Julia: Wie hast du es geschafft, mit deinen Bildern Geld zu verdienen? Weil, das ist ja auch nicht so einfach, oder? Wie hast du die dann verkauft? Durch die Ausstellungen oder wie hast du das geschafft?
Primo: Tja, einfach tun. Einfach durch, einfach machen. Ich hatte keine Businessplan, ich hatte überhaupt keinen Plan. Ich habe irgendwie nebenbei angefangen zu malen. Das habe ich irgendwie entwickelt, ausgebaut und es kam einfach. Ich habe sehr viele Leute kennengelernt, durchs Studium, Ausstellungen, Galerien – wie auch immer und hab die Leute konfrontiert mit dem, was ich mach und gefragt und getan und und und…
Und ja, irgendwann einfach mal organisiert. Und dann kam es vom einen zum anderen – gar nicht groß studieren. Ich habe wirklich nicht darüber nachgedacht: Was ist, wenn es schief geht? Überhaupt nicht. Vielleicht ist es auch so ein bisschen jugendliche Naivität, oder die jugendliche Unbekümmertheit, was ich jetzt vielleicht nicht mehr so habe mit Familie etc. – aber damals war es wirklich: Ich bin hier komplett im Jetzt, im Hier und Jetzt und habe mir keine Gedanken gemacht über: was ist morgen, was war gestern und oder überhaupt. Ich habe komplett gelebt, genau das getan, worauf ich gerade Bock hatte und das war das, worauf ich Bock hatte. Es war mich kreativ zu betätigen.

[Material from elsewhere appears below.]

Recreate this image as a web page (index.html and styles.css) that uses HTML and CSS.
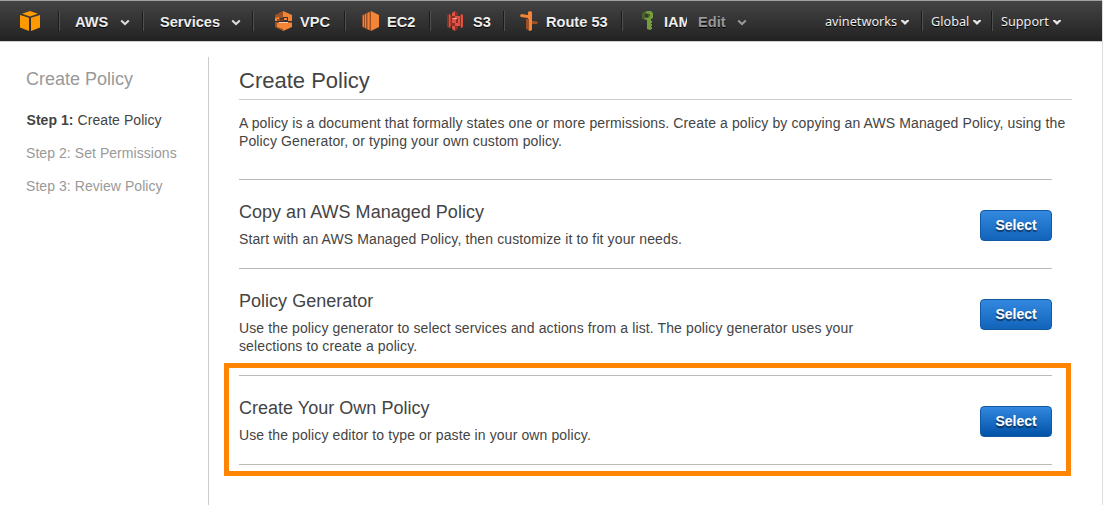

Julia: Ja, schön. Und wie ging es dann weiter, Primo? Also dann hast du gemerkt, du kannst mit Kunst mehr Geld verdienen. Zumindest musst du nicht den ganzen Tag arbeiten. Hast du dann die Arbeit in Agentur aufgegeben oder wie hast du dann weitergemacht?
Primo: Dann habe ich eigentlich meinen ersten Businessplan mal im Kopf formuliert und der war, der war eigentlich ganz cool: Der hat geheißen: Es muss doch möglich sein, im Monat zwei Gemälde zu verkaufen für je 2.000 Schweizer Franken. Und das war mein Businessplan. Und dann bin ich zu meinem Chef hingegangen, in der Agentur Serviceplan in Deutschland, der größten inhabergeführten Agentur Europas: Ähm, hallo, ich kündige. Und ich hab einen vagen Businessplan.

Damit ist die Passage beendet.